To orient you, the land lies north of State Route 52, west of the Sycamore Landfill and east of the fence marking the boundary of MCAS Miramar. There are several hundred acres in question here, but only 9.27 acres are the focus of this ever-increasing argument: the 9.27 acres that belong to Santee resident Jack Zarour.
Zarour is an East County painting contractor who says the city is doing everything it can think of to get his land, and has been since 2010. His land sits right on the Spring Canyon trail that’s heavily used by the people — or was heavily used, until Zarour began fencing his land and ordering people to stay off it.
Councilmember Scott Sherman says the city has been trying to negotiate with Zarour without success.

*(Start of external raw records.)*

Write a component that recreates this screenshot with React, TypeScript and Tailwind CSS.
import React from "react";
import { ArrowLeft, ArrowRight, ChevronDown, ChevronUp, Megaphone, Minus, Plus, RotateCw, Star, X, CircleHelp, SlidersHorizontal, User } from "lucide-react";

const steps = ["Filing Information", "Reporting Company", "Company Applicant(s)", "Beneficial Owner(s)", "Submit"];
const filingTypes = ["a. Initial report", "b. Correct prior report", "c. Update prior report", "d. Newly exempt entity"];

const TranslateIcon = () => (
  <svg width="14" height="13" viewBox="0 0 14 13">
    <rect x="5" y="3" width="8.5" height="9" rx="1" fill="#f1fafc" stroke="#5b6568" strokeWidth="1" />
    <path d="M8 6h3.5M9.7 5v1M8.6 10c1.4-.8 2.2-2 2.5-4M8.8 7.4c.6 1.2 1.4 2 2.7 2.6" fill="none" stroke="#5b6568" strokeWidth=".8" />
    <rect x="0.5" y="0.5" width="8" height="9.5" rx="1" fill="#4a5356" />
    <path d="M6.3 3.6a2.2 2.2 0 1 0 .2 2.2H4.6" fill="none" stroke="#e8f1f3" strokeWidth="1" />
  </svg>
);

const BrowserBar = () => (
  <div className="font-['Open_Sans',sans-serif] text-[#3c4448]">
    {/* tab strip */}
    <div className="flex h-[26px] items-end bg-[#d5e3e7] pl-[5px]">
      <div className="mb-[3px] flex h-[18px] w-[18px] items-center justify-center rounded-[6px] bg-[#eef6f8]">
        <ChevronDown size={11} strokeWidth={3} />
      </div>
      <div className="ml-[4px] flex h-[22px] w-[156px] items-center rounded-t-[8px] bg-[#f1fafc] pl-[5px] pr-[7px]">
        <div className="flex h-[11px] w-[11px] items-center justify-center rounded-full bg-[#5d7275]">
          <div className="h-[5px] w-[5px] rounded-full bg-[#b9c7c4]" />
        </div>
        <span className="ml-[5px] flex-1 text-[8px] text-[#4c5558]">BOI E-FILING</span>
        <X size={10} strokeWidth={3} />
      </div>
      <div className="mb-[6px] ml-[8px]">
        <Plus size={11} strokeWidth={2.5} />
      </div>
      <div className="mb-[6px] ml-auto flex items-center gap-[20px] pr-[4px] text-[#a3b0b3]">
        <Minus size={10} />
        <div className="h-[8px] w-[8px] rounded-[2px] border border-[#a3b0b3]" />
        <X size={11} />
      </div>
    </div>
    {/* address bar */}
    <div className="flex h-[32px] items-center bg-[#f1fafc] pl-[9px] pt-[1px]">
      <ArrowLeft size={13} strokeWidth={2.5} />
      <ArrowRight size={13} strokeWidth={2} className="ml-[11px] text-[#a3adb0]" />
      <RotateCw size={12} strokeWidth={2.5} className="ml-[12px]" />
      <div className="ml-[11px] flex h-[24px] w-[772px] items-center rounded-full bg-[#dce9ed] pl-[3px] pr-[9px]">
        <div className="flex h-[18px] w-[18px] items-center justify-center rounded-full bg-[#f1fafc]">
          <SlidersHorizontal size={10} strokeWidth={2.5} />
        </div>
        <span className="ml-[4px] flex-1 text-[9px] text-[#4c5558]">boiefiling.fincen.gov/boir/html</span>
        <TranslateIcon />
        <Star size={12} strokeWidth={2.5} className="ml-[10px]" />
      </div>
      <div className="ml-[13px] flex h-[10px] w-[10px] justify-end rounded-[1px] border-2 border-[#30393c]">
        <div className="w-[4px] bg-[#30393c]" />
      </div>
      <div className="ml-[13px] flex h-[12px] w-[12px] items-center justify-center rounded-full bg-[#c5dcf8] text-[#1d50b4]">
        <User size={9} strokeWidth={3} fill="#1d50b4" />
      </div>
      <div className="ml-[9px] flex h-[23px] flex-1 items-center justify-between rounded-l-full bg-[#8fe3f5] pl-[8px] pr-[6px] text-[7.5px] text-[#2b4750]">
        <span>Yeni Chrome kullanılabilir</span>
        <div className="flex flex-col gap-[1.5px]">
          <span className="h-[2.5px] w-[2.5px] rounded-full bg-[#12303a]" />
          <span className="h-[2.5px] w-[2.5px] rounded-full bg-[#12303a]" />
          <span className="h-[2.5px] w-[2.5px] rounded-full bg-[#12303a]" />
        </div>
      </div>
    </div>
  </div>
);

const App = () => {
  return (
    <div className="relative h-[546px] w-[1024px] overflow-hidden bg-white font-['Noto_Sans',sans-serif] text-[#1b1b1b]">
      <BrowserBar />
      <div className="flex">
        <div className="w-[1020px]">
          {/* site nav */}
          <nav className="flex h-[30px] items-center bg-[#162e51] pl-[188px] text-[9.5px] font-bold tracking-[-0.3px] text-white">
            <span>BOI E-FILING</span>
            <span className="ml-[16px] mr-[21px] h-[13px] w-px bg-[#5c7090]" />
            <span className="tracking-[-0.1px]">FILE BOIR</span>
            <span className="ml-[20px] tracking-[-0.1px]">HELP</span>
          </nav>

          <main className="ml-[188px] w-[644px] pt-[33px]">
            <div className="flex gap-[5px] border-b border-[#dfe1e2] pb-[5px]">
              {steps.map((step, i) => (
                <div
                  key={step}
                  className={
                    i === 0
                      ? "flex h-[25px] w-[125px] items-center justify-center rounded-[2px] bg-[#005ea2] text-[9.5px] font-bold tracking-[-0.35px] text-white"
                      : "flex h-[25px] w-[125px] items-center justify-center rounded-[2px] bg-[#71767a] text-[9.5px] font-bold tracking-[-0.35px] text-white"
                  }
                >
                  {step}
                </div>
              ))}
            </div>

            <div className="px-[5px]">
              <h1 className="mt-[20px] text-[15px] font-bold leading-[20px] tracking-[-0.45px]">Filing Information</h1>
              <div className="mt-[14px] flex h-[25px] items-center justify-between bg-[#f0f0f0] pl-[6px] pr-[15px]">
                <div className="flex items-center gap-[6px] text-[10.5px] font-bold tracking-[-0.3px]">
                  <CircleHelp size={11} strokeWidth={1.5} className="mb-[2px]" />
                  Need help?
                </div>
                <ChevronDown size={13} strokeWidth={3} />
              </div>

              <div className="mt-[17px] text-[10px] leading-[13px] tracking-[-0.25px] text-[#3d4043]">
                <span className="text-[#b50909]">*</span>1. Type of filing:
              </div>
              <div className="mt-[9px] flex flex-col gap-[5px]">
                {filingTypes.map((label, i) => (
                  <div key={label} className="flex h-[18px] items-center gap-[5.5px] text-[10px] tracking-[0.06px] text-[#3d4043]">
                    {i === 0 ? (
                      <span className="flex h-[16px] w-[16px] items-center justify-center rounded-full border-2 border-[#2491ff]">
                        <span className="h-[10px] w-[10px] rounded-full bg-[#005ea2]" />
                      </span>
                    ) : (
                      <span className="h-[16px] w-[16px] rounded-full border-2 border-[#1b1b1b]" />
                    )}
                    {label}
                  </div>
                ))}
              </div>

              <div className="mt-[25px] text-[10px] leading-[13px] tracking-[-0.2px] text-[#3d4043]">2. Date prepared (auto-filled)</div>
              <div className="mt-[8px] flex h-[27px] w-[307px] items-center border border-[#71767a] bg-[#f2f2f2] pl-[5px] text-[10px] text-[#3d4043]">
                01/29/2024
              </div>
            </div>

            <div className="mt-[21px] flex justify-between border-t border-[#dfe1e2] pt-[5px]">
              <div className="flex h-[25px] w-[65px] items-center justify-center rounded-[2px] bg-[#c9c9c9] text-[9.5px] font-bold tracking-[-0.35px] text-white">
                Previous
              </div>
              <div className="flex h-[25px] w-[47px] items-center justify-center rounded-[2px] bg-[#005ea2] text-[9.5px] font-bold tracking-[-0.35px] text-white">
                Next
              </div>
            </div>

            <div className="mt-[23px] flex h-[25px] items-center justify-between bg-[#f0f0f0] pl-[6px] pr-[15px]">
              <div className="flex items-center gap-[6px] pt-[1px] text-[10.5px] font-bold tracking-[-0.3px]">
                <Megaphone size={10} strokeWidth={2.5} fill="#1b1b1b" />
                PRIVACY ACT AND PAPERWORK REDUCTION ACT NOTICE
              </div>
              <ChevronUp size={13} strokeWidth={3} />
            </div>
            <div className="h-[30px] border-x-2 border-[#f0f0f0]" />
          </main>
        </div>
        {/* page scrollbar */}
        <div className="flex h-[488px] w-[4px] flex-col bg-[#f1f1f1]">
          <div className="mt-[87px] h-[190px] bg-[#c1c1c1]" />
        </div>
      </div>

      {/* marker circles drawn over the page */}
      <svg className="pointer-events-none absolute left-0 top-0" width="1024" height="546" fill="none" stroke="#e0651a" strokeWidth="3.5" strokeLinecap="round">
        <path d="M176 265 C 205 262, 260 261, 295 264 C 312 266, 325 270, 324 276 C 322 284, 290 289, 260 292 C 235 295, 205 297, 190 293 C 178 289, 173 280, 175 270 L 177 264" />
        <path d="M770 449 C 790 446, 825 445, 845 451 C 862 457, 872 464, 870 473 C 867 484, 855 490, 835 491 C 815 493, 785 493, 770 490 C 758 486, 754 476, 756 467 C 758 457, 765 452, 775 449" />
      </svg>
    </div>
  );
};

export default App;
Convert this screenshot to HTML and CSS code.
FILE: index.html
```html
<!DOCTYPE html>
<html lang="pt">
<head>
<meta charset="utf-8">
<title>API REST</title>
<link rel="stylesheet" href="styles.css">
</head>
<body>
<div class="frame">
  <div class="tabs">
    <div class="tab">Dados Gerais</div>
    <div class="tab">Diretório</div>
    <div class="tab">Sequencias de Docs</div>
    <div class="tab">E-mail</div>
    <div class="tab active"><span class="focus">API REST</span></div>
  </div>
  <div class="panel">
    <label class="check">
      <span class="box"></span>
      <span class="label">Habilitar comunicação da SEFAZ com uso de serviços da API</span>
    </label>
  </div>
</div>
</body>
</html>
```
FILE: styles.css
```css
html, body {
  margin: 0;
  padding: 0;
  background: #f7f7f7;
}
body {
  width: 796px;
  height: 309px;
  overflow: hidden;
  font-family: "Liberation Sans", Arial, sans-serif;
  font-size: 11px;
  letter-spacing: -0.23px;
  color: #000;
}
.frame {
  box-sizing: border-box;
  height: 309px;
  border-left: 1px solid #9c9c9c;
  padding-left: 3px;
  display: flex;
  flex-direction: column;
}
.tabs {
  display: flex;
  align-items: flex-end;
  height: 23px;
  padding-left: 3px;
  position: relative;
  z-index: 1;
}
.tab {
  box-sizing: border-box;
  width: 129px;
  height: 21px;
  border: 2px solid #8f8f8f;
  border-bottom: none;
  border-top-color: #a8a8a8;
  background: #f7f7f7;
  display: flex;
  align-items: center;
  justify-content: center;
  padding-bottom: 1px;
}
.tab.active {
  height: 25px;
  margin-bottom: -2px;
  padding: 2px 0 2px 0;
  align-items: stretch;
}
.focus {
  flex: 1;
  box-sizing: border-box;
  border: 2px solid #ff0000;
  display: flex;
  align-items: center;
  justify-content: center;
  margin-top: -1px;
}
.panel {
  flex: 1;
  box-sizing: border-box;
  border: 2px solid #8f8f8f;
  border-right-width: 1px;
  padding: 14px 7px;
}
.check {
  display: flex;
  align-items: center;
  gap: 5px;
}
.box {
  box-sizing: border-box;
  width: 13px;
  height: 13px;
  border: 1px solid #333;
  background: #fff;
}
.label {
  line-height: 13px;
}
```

“We’ve made him offers, some of them for a little more than we should be paying, but we’re not getting anywhere much,” Sherman said.
Given Jack Zarour’s current feelings, they won’t be getting anywhere. Zarour said he has an easement that should allow him to drive to his property, which sits more or less in the middle of the East Elliott area, and which he used to use to drive there to care for a memorial he put up to his father and his brother.
But the city has built a gate on the Spring Canyon road, and will not give Zarour a key to that gate, despite his legal easement that gives him the right of access to his property. In fact, he can’t get in at all unless he gives park rangers 48 hours’ notice so they can meet him and let him in.
The Zarour family has reached several agreements over the past to sell the property to the city, but they’ve all fallen apart for whatever reasons.
Zarour has been before the City Council several times to plead his case, to no avail.
He said much of the problem could be alleviated if the city will simply give him a key to the gate, something it seems unwilling to do.
So, he is denying access to the recreationists that have used the trail for many years. He’s nearly done fencing the entire 9.27 acres. He’s not about to sell it — not for what he’s been offered so far.
This story isn’t over. It may go on for a long time. None of the three sides in this argument seems willing to budge.
That’s never a good thing.
–Contact Doug Curlee at firstname.lastname@example.org.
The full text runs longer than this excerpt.